I had a letter from a man one day, very discouraged, a businessman, business troubles and all, and it wasn't too long ago. And I wrote him a three-page letter that I hoped was the kind of talk Rockne gave Notre Dame— [laughter] —about "win one for the Gipper." But he was saying—it finally ended up with this tragic line to me: "If I knew of a country anyplace in the world that was like America was a hundred years ago, I'd go there." And I tried to tell him about people like yourselves and that we're going to be like we were a hundred years ago.
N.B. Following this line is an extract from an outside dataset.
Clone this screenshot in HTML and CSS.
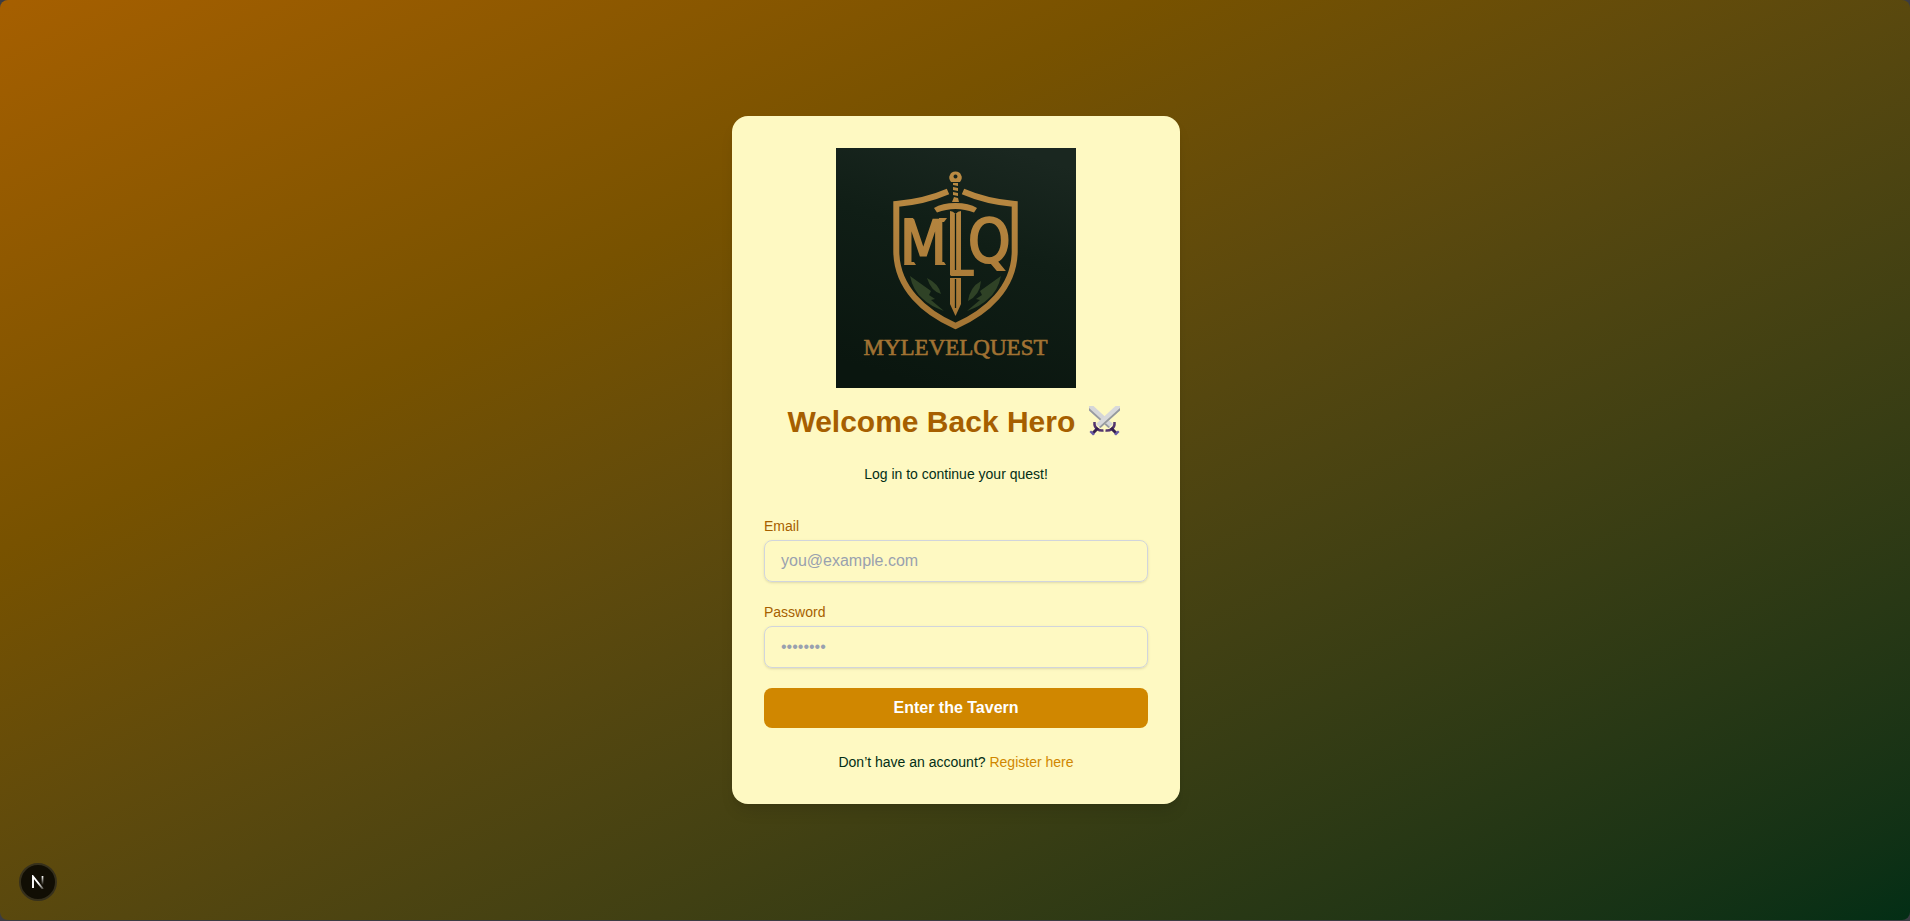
FILE: index.html
```html
<!DOCTYPE html>
<html lang="en">
<head>
<meta charset="utf-8">
<meta name="viewport" content="width=device-width, initial-scale=1">
<title>MyLevelQuest</title>
<link rel="stylesheet" href="styles.css">
</head>
<body>
<main class="page">
  <section class="card">
    <svg class="logo" viewBox="0 0 240 240" role="img" aria-label="MyLevelQuest logo">
      <defs>
        <linearGradient id="night" x1="0.7" y1="0" x2="0.4" y2="1">
          <stop offset="0" stop-color="#1a2720"/>
          <stop offset="0.4" stop-color="#101e16"/>
          <stop offset="1" stop-color="#0a160f"/>
        </linearGradient>
        <linearGradient id="gold" gradientUnits="userSpaceOnUse" x1="0" y1="20" x2="0" y2="215">
          <stop offset="0" stop-color="#bb8b43"/>
          <stop offset="1" stop-color="#9f7031"/>
        </linearGradient>
      </defs>
      <rect width="240" height="240" fill="url(#night)"/>
      <path d="M112 43.5Q89 53.500 60.300 56V104C61 140 88 164 119.500 178C151 164 178 140 178.700 104V56Q150 53.500 127 43.500" fill="none" stroke="url(#gold)" stroke-width="6"/>
      <g fill="#2f4226">
        <path d="M74 128L95 143L93 147L99 151L95 152L108 163Q94 158 87 151Q77 143 74 128Z"/>
        <path d="M91 130Q103 136 105 146Q95 143 91 130Z"/>
        <path d="M165 128L144 143L146 147L140 151L144 152L131 163Q145 158 152 151Q162 143 165 128Z"/>
        <path d="M145 133Q134 139 132 153Q144 147 145 133Z"/>
      </g>
      <g fill="url(#gold)">
        <path fill-rule="evenodd" d="M115 34Q112 30 114 27Q115 23.500 119.500 23.500Q124 23.500 125 27Q127 30 124 34ZM119.500 26.500a2 2 0 1 0 0.010 0Z"/>
        <path d="M117 35H122V38L117 37ZM117 39L122 40V43L117 42ZM117 44L122 45V48L117 47ZM118 49L122 50L123 54H116Z"/>
        <path d="M98 60Q106 55 119.500 55Q133 55 141 60L138 64.500Q129 61 119.500 61Q110 61 101 64.500Z"/>
        <path d="M114 63Q117 63 119.500 66Q122 63 125 63V127H114Z"/>
        <path d="M114 130H125V156L119.500 168L114 156Z"/>
        <path d="M68 70H77V74H72ZM103 70H111L108 74H103ZM68 117L71 114H78L80 117ZM99 117L101 114H108L110 117Z"/>
        <text class="initial" x="64" y="116">M</text>
        <text class="initial initial-mid" x="111" y="127">L</text>
        <text class="initial" x="132" y="114">Q</text>
        <text class="wordmark" x="119.500" y="207" text-anchor="middle">MYLEVELQUEST</text>
      </g>
      <path d="M119.500 66V122M119.500 131V160" stroke="#0d1b13" stroke-width="1.300"/>
    </svg>

    <h1 class="title">Welcome Back Hero
      <svg class="swords" viewBox="0 0 41 30" aria-hidden="true">
        <path d="M5 0H9.500L29 18L24.500 22L5 4.500Z" fill="#d5d6d8"/>
        <path d="M5 2L26 21L24.500 22L5 4.500Z" fill="#989b9f"/>
        <path d="M30.500 16Q31 21 27.500 23Q25.500 25 21.500 24.500" fill="none" stroke="#54366e" stroke-width="2.500"/>
        <path d="M27 22L32 27" stroke="#35204f" stroke-width="3"/>
        <path d="M30 28L34 24.500L35.500 26L32 29.500Z" fill="#6658a6"/>
        <path d="M36 0H31.500L12 18L16.500 22L36 4.500Z" fill="#d8d9db"/>
        <path d="M36 2L15 21L16.500 22L36 4.500Z" fill="#969a9d"/>
        <path d="M10.500 16Q10 21 13.500 23Q15.500 25 19.500 24.500" fill="none" stroke="#54366e" stroke-width="2.500"/>
        <path d="M14 22L9 27" stroke="#35204f" stroke-width="3"/>
        <path d="M11 28L7 24.500L5.500 26L9 29.500Z" fill="#6658a6"/>
      </svg></h1>
    <p class="lead">Log in to continue your quest!</p>

    <form class="form">
      <div class="field">
        <label class="label" for="email">Email</label>
        <input class="input" id="email" type="email" placeholder="you@example.com">
      </div>
      <div class="field">
        <label class="label" for="password">Password</label>
        <input class="input" id="password" type="password" placeholder="••••••••">
      </div>
      <button class="submit" type="submit">Enter the Tavern</button>
    </form>
    <p class="register">Don’t have an account? <a class="link" href="#">Register here</a></p>
  </section>
</main>
<button class="dev-badge" type="button" aria-label="Open developer tools">
  <svg class="dev-icon" viewBox="0 0 14 14" aria-hidden="true">
    <defs>
      <linearGradient id="fade" gradientUnits="userSpaceOnUse" x1="0" y1="1" x2="0" y2="10">
        <stop offset="0" stop-color="#fff"/>
        <stop offset="1" stop-color="#fff" stop-opacity="0"/>
      </linearGradient>
      <linearGradient id="fade-diagonal" gradientUnits="userSpaceOnUse" x1="8" y1="8" x2="13" y2="14">
        <stop offset="0" stop-color="#fff"/>
        <stop offset="1" stop-color="#fff" stop-opacity="0.200"/>
      </linearGradient>
    </defs>
    <path d="M2 13V1.500L12 14" fill="none" stroke="url(#fade-diagonal)" stroke-width="1.900"/>
    <path d="M11.500 1V10" stroke="url(#fade)" stroke-width="1.700"/>
  </svg>
</button>
</body>
</html>
```
FILE: styles.css
```css
* {
  box-sizing: border-box;
}

body {
  margin: 0;
  background: #3b3c43;
  font-family: "Liberation Sans", Arial, sans-serif;
  font-size: 16px;
  line-height: 24px;
}

.page {
  display: flex;
  align-items: center;
  justify-content: center;
  min-height: calc(100vh - 1px);
  padding-left: 2px;
  border-radius: 8px;
  background: linear-gradient(to bottom right in oklab, oklch(55.4% 0.135 66.442), oklch(26.6% 0.065 152.934));
}

.card {
  width: 100%;
  max-width: 448px;
  padding: 32px;
  border-radius: 16px;
  background: #fef9c2;
  color: #032e15;
  text-align: center;
  box-shadow: 0 10px 15px -3px rgb(0 0 0 / 0.1), 0 4px 6px -4px rgb(0 0 0 / 0.1);
}

.logo {
  display: block;
  width: 240px;
  margin: 0 auto 16px;
}

.initial {
  font-family: "DejaVu Sans Condensed", "DejaVu Sans", sans-serif;
  font-size: 60px;
  font-stretch: condensed;
  stroke: url(#gold);
  stroke-width: 2px;
}

.initial-mid {
  font-size: 52px;
}

.wordmark {
  font-family: "Liberation Serif", serif;
  font-size: 23px;
  stroke: url(#gold);
  stroke-width: 0.6px;
}

.title {
  margin: 0 0 24px;
  color: #a65f00;
  font-size: 30px;
  font-weight: 700;
  line-height: 36px;
}

.swords {
  width: 41px;
  height: 30px;
  vertical-align: -4px;
}

.lead,
.register {
  margin: 0;
  font-size: 14px;
  line-height: 20px;
}

.form {
  display: grid;
  gap: 20px;
  margin: 32px 0 24px;
}

.field {
  display: grid;
  gap: 4px;
  text-align: left;
}

.label {
  color: #a65f00;
  font-size: 14px;
  line-height: 20px;
}

.input {
  width: 100%;
  height: 42px;
  padding: 8px 16px;
  border: 1px solid #d1d5dc;
  border-radius: 8px;
  background: transparent;
  color: #032e15;
  font: inherit;
  box-shadow: 0 1px 3px rgb(0 0 0 / 0.1), 0 1px 2px -1px rgb(0 0 0 / 0.1);
}

.input::placeholder {
  color: #99a1af;
}

.submit {
  padding: 8px 16px;
  border: 0;
  border-radius: 8px;
  background: #d08700;
  color: #fff;
  font: inherit;
  font-weight: 700;
  cursor: pointer;
}

.link {
  color: #d08700;
  text-decoration: none;
}

.dev-badge {
  position: fixed;
  bottom: 20px;
  left: 19px;
  display: grid;
  place-items: center;
  width: 38px;
  height: 38px;
  padding: 0;
  border: 2px solid #36301c;
  border-radius: 50%;
  background: #110e04;
}

.dev-icon {
  width: 14px;
  height: 14px;
}
```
Today you can go to about any community and discover private individuals that are creatively solving public problems. I wish you could have been to all the places that I've already been and seen the remarkable public-spirited things that I've already witnessed. And I also hear countless stories of people whom I'll never be able to meet who have taken the initiative to find private solutions to public problems. I could give you examples all afternoon of the efforts that are already being made.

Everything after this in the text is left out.